China was not involved in this trade due physical barriers (the Tibetan plateau, the jungles of southeast Asia, and the long ocean route to get around them). This is one possible reason that Chinese culture is still so different to ‘western’ culture, which, up to recent centuries, was located around the eastern Mediterranean and connected for millennia to Northern India and Pakistan. 

Eurasian integration (200 BCE to 1350 CE).

In the second stage of Phase 2, the Silk Road united the Eurasian continent (Figure 2).

Figure 2 The Silk Road by land and sea around the Year 1

Long view of Globalisation: part2 figure 2

Source: Background map from Wikicommons with routes added by author based on various sources; the map uses modern city names where possible.

The Silk Road opened around 200 BCE and formed the first sustained connection between the economic clusters at the East and West ends of Asia. Trade flowed by land and by sea, reaching its zenith around 1300. It is commonly said to have been shut down in 1453 when Constantinople fell to Islamic armies, but its closure was reinforced by the Ming Dynasty’s decision, a couple decades later, to turn its back on sea-borne trade. 

That decision is often underappreciated in the West. China had been an important trader for centuries. One of the most spectacular events in China’s early globalisation was the voyages of Admiral Zheng He from 1405 to 1433. According to contemporary sources, the first expedition involved more than 27,000 men, 62 treasure ships and 190 smaller ships. One of Zheng He's treasure ship was more than 120 meters long. In comparison the Santa Maria, the ship commanded by Christopher Columbus when he discovered the New World, was about 30 metres long. 

This second stage of Phase 2 lasted a long time. For fifteen centuries, the four original clusters were connected by land and sea. Trade was regular, but scarce. To give an example, it took the famous traveller Marco Polo three years to travel overland from Venice to China in the 1200s.
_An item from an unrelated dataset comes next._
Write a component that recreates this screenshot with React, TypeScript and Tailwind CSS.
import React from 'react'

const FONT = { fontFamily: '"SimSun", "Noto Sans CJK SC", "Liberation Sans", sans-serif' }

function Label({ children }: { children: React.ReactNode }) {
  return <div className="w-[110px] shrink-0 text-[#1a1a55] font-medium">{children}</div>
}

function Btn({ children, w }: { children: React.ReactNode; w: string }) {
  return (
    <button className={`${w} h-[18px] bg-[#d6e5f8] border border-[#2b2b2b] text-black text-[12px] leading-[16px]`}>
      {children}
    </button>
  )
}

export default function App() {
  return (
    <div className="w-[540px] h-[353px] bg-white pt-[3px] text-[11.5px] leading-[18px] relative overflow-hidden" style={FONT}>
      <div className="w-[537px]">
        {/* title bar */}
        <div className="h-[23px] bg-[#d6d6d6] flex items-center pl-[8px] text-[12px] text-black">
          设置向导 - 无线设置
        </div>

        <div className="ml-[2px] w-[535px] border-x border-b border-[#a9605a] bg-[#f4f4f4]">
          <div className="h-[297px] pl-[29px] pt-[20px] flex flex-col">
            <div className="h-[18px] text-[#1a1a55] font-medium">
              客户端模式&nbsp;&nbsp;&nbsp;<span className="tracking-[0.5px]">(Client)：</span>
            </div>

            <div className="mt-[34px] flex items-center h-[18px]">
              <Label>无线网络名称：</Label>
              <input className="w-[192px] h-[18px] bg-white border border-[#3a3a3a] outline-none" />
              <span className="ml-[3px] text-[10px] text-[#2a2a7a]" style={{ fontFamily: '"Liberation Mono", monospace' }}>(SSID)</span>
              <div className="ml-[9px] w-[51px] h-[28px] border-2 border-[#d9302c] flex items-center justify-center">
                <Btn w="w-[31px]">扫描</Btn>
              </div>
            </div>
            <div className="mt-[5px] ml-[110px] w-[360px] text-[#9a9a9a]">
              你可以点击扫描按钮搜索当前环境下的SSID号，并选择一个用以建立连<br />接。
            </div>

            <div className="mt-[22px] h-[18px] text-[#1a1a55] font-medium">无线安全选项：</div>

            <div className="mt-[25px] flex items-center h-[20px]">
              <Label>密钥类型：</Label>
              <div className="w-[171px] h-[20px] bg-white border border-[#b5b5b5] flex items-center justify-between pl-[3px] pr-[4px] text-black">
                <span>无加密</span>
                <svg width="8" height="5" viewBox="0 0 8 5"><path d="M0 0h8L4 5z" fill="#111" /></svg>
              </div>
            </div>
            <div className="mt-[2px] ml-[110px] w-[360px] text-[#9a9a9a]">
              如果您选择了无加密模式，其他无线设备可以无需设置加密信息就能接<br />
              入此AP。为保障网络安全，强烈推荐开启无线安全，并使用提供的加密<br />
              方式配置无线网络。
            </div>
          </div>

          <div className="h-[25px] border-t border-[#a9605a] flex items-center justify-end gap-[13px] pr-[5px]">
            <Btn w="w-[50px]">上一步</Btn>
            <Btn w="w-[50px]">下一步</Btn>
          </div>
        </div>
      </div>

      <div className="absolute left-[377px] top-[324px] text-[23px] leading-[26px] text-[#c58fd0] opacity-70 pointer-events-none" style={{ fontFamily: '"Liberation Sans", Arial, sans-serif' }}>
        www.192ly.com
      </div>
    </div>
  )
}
He returned by sea, a voyage that took another two years.

The rise of Europe (1350 to 1820)

A major shock to the world’s economic geography came with the Black Death (bubonic plague). This defines the beginning of the third stage of Phase 2.

Moving from east to west along the Silk Road, the plague reached Europe in the 1340s. The disease killed up to half of all Europeans in just three years. It had a similarly terrible impact on the Islamic world, which dominated three of the four ancient civilisations in the 'golden age' of Islam (Europe at that time wasn’t a comparable centre of civilisation). The plague seems to have had much less effect in south and east Asia.

For reasons that historians argue about, this shock shifted Europe onto a positive-growth path, but did the opposite for the Islamic world (see In the Wake of the Plague by Norman Cantor, or Power and Plenty by Ronald Findlay and Kevin O'Rourke). The rise of Europe was also facilitated by China’s decision to turn inward, thus removing a major block to global domination by north Atlantic countries. 

Compared to the advanced civilisations in Asia, western Europe had been a primitive backwater during the centuries before the Black Death – that is why they are known as the Dark Ages in Europe. Southern Europe was the exception during a few glorious centuries when the Greek and Roman Empires flourished. Starting from the 1500s, the world order was turned on its head. The periphery became the core and the core became the periphery. Europe transformed itself into an economic entity that would soon tower over the world economically, militarily, and culturally.

The key features of this reversal of fortunes were new thinking (the Renaissance and Enlightenment), new lands (the Age of Discovery brought the Americas into the Eurasian world system), and new foods (for example, potatoes and maize) that allowed Europe’s population density to rise. Also important was the Industrial Revolution. This was a small British bushfire at the end of Phase 2, but it became a global firestorm in Phase 3. 

References

Baldwin, R (2016), The Great Convergence: Information technology and the New Globalisation,Harvard University Press(chapter 2).

Cantor, N (2002), In the Wake of the Plague, Harper Perennial

Findlay, R and K O'Rourke (2009), Power and Plenty, Princeton University Press.